身長は168cm。大学リーグでも小柄な部類に入るが、上背の低さを言い訳にするつもりはない。参考にしている点取り屋は、日本代表FWの古橋亨梧(セルティック=スコットランド)、上田綺世(フェイエノールト=オランダ)などプロの世界には数多くいる。ただ、いま中村が注意深く目で追うのは、最も身近な同期である。八幡山で切磋琢磨(せっさたくま)する166cmの熊取谷一星(4年、浜松開誠館)が、ヘディングからゴールを奪うシーンを何度も目撃しているという。

「身長は僕よりも低いのによく頭で点を取っている印象が強いんです。ゴール前での動き出し、クロスに入るタイミングなどを見て、参考にしています」

「もっと頑張らないと」と思わされた新井悠太の存在

盗めるものは盗む。ピッチ内でも仲間を牽引(けんいん)する主将は得点能力を向上させ、すべてのタイトル奪取をチーム目標に掲げる。昨季の関東大学リーグは3位でフィニッシュ。インカレこそ制覇したものの、夏には屈辱を味わった。総理大臣杯の本大会出場権を懸けたアミノバイタルカップ(関東予選)でまさかの初戦敗退。延長戦で逆転負けを喫した城西大学(当時3部)戦は、今も悔しさとともに心に留めている。

「日常に甘さが生じれば、試合の最後に出てしまう。日々の練習を120%で取り組まないといけない。あの敗戦を糧に、より神経をとがらせ、トレーニングに集中するようになりました。その成果がインカレ優勝につながったと思っています。先を見ずに1日の練習、目の前の試合に全力を注ぐことは、今季も意識していきたいです」

自身と仲間のゴールで今季もたくさん歓喜の輪を作りたい(提供・関東大学サッカー連盟/飯嶋玲子)

大学ラストイヤーに懸ける思いは強い。明治大の主将でエースでもあるが、一人のフットボーラーとしての感情も持っている。昨シーズン、中村が大学サッカー界で八面六臂(はちめんろっぴ)の活躍を見せるなか、かつて前橋育英高でともにプレーした同学年の新井悠太(東洋大学)はプロのピッチで大きなインパクトを残した。東京ヴェルディの特別指定選手となり、Jリーグのデビュー戦で初ゴールを挙げると、国立競技場のJ2首位攻防戦でも1アシストをマーク。画面越しに眺めた旧友のプレーを思い返すと、複雑な表情になる。

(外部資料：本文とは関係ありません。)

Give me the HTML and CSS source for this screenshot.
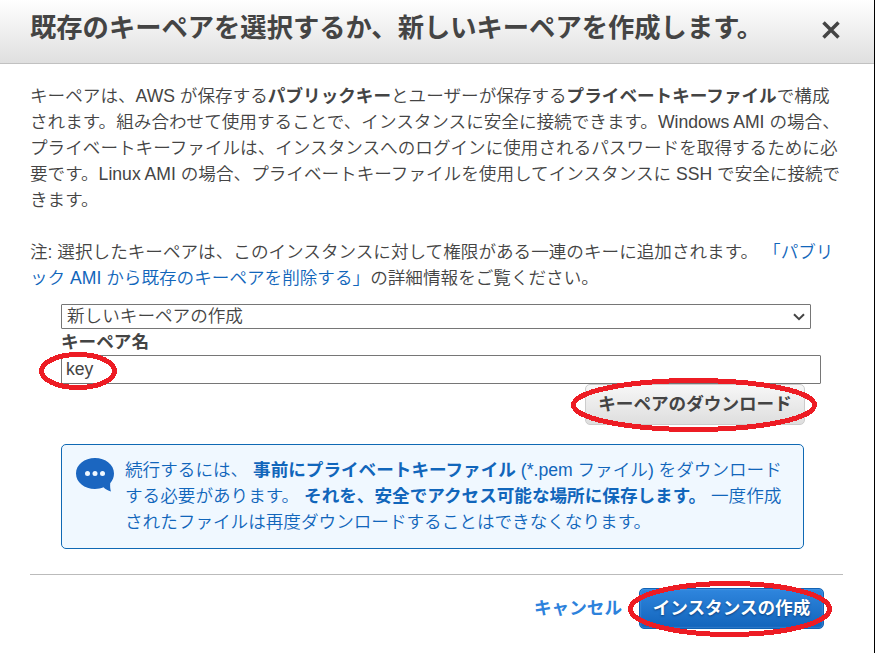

「自分は自分と言いたいところですが、悔しかったですよ。悠太とは小学校時代から県のトレセンでともにプレーし、中学校(前橋FC)、高校もチームメート。育英時代は僕が試合に出ていて、悠太は出場機会が限られている立場でしたから。それなのに自分よりも早く大舞台であんなプレーを見せられて……。僕ももっと頑張らないといけないと思いました。めちゃめちゃ刺激になっていますね」

負けず嫌いな21歳の素直な思いである。胸の奥には、大きな野心がある。「明治発、世界へ」。継続は力なり。大学で圧倒的な活躍を続けることで、その先にJリーグ、そして海外への道も見えてくる。かみ締めるように、自らに言い聞かせた。

「この1年、この1日を大切にしていきたい」

控えめな言葉には力がこもっていた。2024年のリーグ幕開けとなる東海大学戦は4月7日。始まりは八幡山グラウンド。飛躍のシーズンが、まもなく始まる。